Но загрязнение среды отнюдь не прекратилось; подобно самому Лондону, оно просто изменило форму. Хотя город в целом находится теперь в «бездымной зоне», он полон окиси углерода и углеводородов, которые наряду с такими «вторичными токсическими загрязнителями», как аэрозоли, могут создавать так называемый «фотохимический смог». Загрязняющими факторами, кроме того, служат высокая концентрация свинца в лондонской атмосфере и общий рост солнечного нагрева из‑за относительной прозрачности воздуха. Есть проблема озона, скапливающегося у земной поверхности; «температурная инверсия» приводит, в частности, к тому, что выбросы транспорта и электростанций не поднимаются в более высокие слои атмосферы, а задерживаются на уровне улиц. Туман, описанный Тацитом еще в I веке н. э., по‑прежнему висит над Лондоном.
Ночь и день
Бродяги на Вестминстерском мосту одной из звездных ночей 1870‑х гг. в изображении Гюстава Доре. Говорили, что этими людьми можно было бы населить город средних размеров.
Глава 48
Да будет свет
Вина за высокую смертность в Лондоне отчасти возлагалась на нехватку естественного света. В связи с этим отмечали, например, распространенность рахита. В книге Вернера «Лондонские тела» говорится, что на кладбище Сент‑Брайдз‑Лоуэр‑черчард более 15 % детских скелетов, датируемых XIX веком, несли на себе следы этого заболевания; те же, кто не умирал в детстве, на всю жизнь оставались с «сильно деформированными конечностями». Неудивительно, что у людей развивалась тоска по свету – или, точней, инстинктивная тяга к нему. Если его нельзя было найти в естественном виде, его для удовлетворения нужд лондонца надлежало создавать искусственно.
Распоряжения об освещении улиц выходили еще в XV веке. В предрождественскую ночь 1405 года хозяин каждого дома у крупной городской магистрали должен был выставить фонарь, а десять лет спустя лорд‑мэр приказал, чтобы фонари у этих строений постоянно горели с октября по февраль каждый вечер от заката до девяти часов. Фонари делались не из стекла, а из полупрозрачного рога. Тьма средневекового Лондона была, так или иначе, весьма велика; кроме фонарей, ее умеряли факелы в руках у слуг, сопровождавших пешеходов или освещавших путь карете какого‑нибудь лорда или епископа. В начале XVII века горожане часто пользовались услугами «линкбойз» – наемных факельщиков.
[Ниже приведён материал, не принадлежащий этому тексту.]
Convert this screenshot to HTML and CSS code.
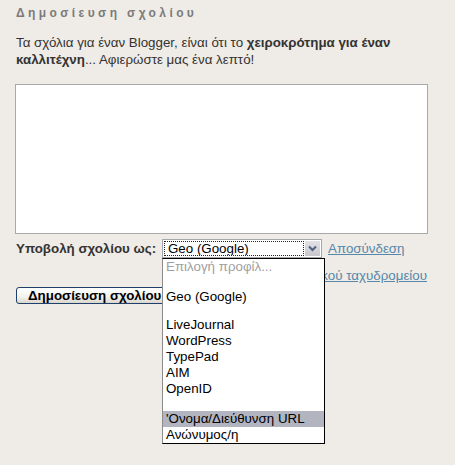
FILE: index.html
```html
<!DOCTYPE html>
<html lang="el">
<head>
<meta charset="utf-8">
<title>Δημοσίευση σχολίου</title>
<link rel="stylesheet" href="styles.css">
</head>
<body>
<div class="comment-form">
  <h4 class="title">Δημοσίευση σχολίου</h4>
  <p class="intro">Τα σχόλια για έναν Blogger, είναι ότι το <b>χειροκρότημα για έναν καλλιτέχνη</b>... Αφιερώστε μας ένα λεπτό!</p>
  <div class="textarea"></div>
  <div class="identity-row">
    <span class="label">Υποβολή σχολίου ως:</span>
    <div class="select">
      <span class="select-value"><span>Geo (Google)</span></span>
      <span class="select-btn">
        <svg width="9" height="7" viewBox="0 0 9 7"><path d="M1 1.5 L4.5 5 L8 1.5" fill="none" stroke="#4d6185" stroke-width="2"/></svg>
      </span>
      <ul class="dropdown">
        <li class="opt placeholder">Επιλογή προφίλ...</li>
        <li class="sep s14"></li>
        <li class="opt">Geo (Google)</li>
        <li class="sep s12"></li>
        <li class="opt">LiveJournal</li>
        <li class="opt">WordPress</li>
        <li class="opt">TypePad</li>
        <li class="opt">AIM</li>
        <li class="opt">OpenID</li>
        <li class="sep s14"></li>
        <li class="opt selected">'Ονομα/Διεύθυνση URL</li>
        <li class="opt">Ανώνυμος/η</li>
      </ul>
    </div>
    <a class="link" href="#">Αποσύνδεση</a>
  </div>
  <div class="subscribe-row"><a class="link" href="#">Εγγραφή μέσω ηλεκτρονικού ταχυδρομείου</a></div>
  <div class="button-row"><button class="xp-btn">Δημοσίευση σχολίου</button></div>
</div>
</body>
</html>
```

FILE: styles.css
```css
html, body {
  margin: 0;
  padding: 0;
  background: #efebe6;
}
body {
  min-height: 465px;
  font-family: "Liberation Sans", Arial, sans-serif;
  font-size: 13.33px;
  color: #333;
}
.comment-form {
  width: 413px;
  padding: 6px 0 0 15px;
}
.title {
  margin: 0 0 0 1px;
  font-size: 12px;
  line-height: 14px;
  font-weight: bold;
  color: #7b7b7b;
  letter-spacing: 3.4px;
}
.intro {
  margin: 14px 0 0 1px;
  line-height: 17px;
}
.intro b { color: #333; }
.textarea {
  margin-top: 16px;
  height: 148px;
  border: 1px solid #a9a9a9;
  background: #fff;
}
.identity-row {
  margin-top: 5px;
  display: flex;
  align-items: center;
  height: 19px;
}
.label {
  font-weight: bold;
  margin-left: 1px;
  width: 146px;
}
.select {
  position: relative;
  width: 158px;
  height: 17px;
  border: 1px solid #a7a6aa;
  background: #fff;
  display: flex;
}
.select-value {
  flex: 1;
  margin: 1px;
  border: 1px dotted #222;
  line-height: 13px;
  padding-left: 3px;
  color: #000;
  display: flex;
  align-items: center;
  overflow: hidden;
  white-space: nowrap;
}
.select-btn {
  width: 15px;
  margin: 1px 1px 1px 0;
  background: linear-gradient(#e3e3e6, #c6c6cc);
  display: flex;
  align-items: center;
  justify-content: center;
}
.dropdown {
  position: absolute;
  left: -1px;
  top: 18px;
  width: 161px;
  margin: 0;
  padding: 0;
  list-style: none;
  background: #fff;
  border: 1px solid #000;
  border-left-color: #8c8c8c;
  z-index: 5;
}
.opt {
  height: 16px;
  line-height: 16px;
  padding-left: 3px;
  color: #000;
  white-space: nowrap;
}
.opt.placeholder { color: #a0a0a0; }
.opt.selected { background: #b2b4bf; }
.sep.s14 { height: 14px; }
.sep.s12 { height: 12px; }
.link {
  color: #5588aa;
  text-decoration: underline;
}
.identity-row .link { margin-left: 6px; }
.subscribe-row {
  margin-top: 10px;
  text-align: right;
  padding-right: 1px;
  line-height: 16px;
}
.button-row {
  margin-top: 3px;
  margin-left: 1px;
  display: flex;
}
.xp-btn {
  font-family: "Liberation Sans", Arial, sans-serif;
  font-size: 13.33px;
  font-weight: bold;
  color: #000;
  height: 17px;
  padding: 0 11px;
  border: 1px solid #1f3f6d;
  border-radius: 3px;
  background: linear-gradient(#ffffff, #f2f2ee 60%, #d9d6cc);
  line-height: 14px;
}
```
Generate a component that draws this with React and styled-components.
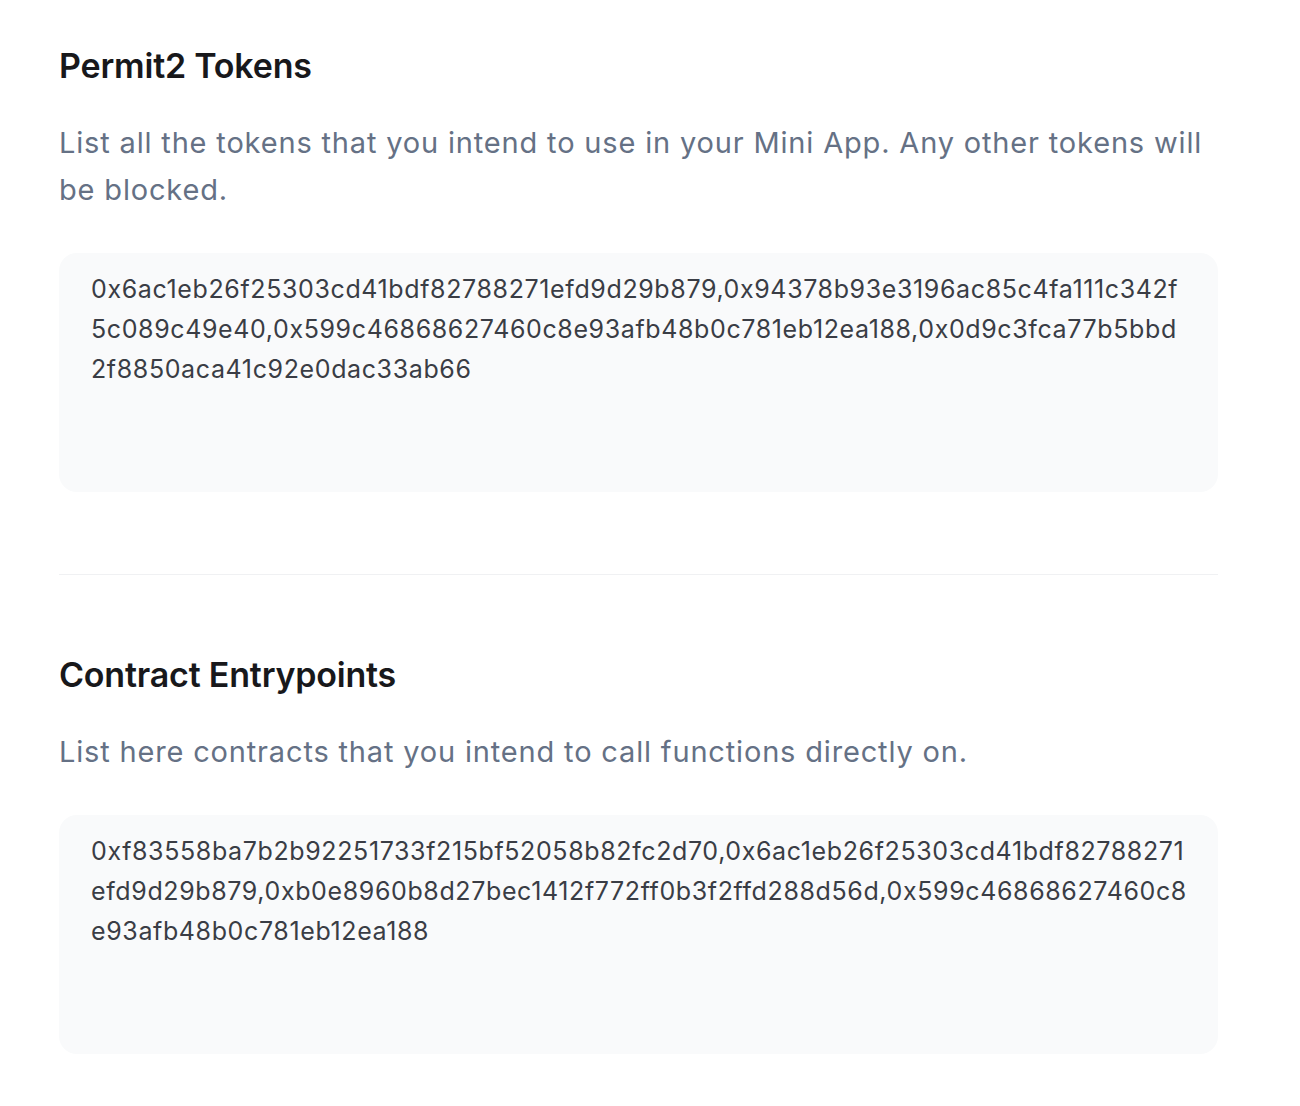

Великая перемена в освещении столичных улиц произошла лишь в 1685 году, когда некто Эдвард Хеминг «получил патент, дающий ему на годы вперед исключительное право освещения Лондона». За оговоренную плату он обязался безлунными вечерами с шести до двенадцати обеспечивать свет у каждой десятой двери. Впоследствии, однако, патент Хеминга был аннулирован, и девять лет спустя олдермены предоставили право освещения города компании «Конвекс лайт»[98]; само название говорит об отказе от рогового фонаря в пользу более тонких и сложных осветительных средств, использующих линзы и отражатели. Возникла мода на свет. В первые десятилетия XVIII века в связи с общим «благоустройством» Лондона освещение улиц приобрело первостепенную важность. Оно по‑прежнему было средством обеспечения безопасности, и не случайно в 1694 году первой улицей, где установили стеклянные фонари, стала Кенсингтон‑роуд, славившаяся разбойными нападениями. В 1736 году был принят закон, позволивший городским властям учредить особый «фонарный налог», с тем чтобы улицы получили сносное ночное освещение; как пишет в «Истории Лондона» Стивен Инвуд, «это дало Сити 4000 часов освещения в год, тогда как до 1694 года было всего 300–400 часов, а в 1694–1736 годах – 750». Подобные налоги вводили и пригородные приходы; мало‑помалу ночной Лондон преобразился.
В первые десятилетия XVIII века местные и приезжие наблюдатели отмечали его яркость, его «белые дороги». В 1780 году немецкий историк Иоганн Вильгельм Архенгольц писал: «Поскольку англичане не жалеют ни денег, ни внимания для того, чтобы придать всему общественному грандиозный и величественный вид, мы, естественно, ожидали, что Лондон будет хорошо освещен, – и действительно, с этим мало что может сравниться». Казалось, что год от года вечерние улицы становятся все светлей. В 1762 году Босуэлл отметил «сияние магазинов и вывесок»; в 1785 году другой наблюдатель писал: «Во всем этом громадном городе нет ни единого неосвещенного угла… но по сравнению с магазинами все это бесчисленное множество фонарей дает лишь малую толику света». Представляется совершенно закономерным, что в этих двух замечаниях о лондонском сиянии ярче всего сияют магазины – средоточие коммерции и купли‑продажи.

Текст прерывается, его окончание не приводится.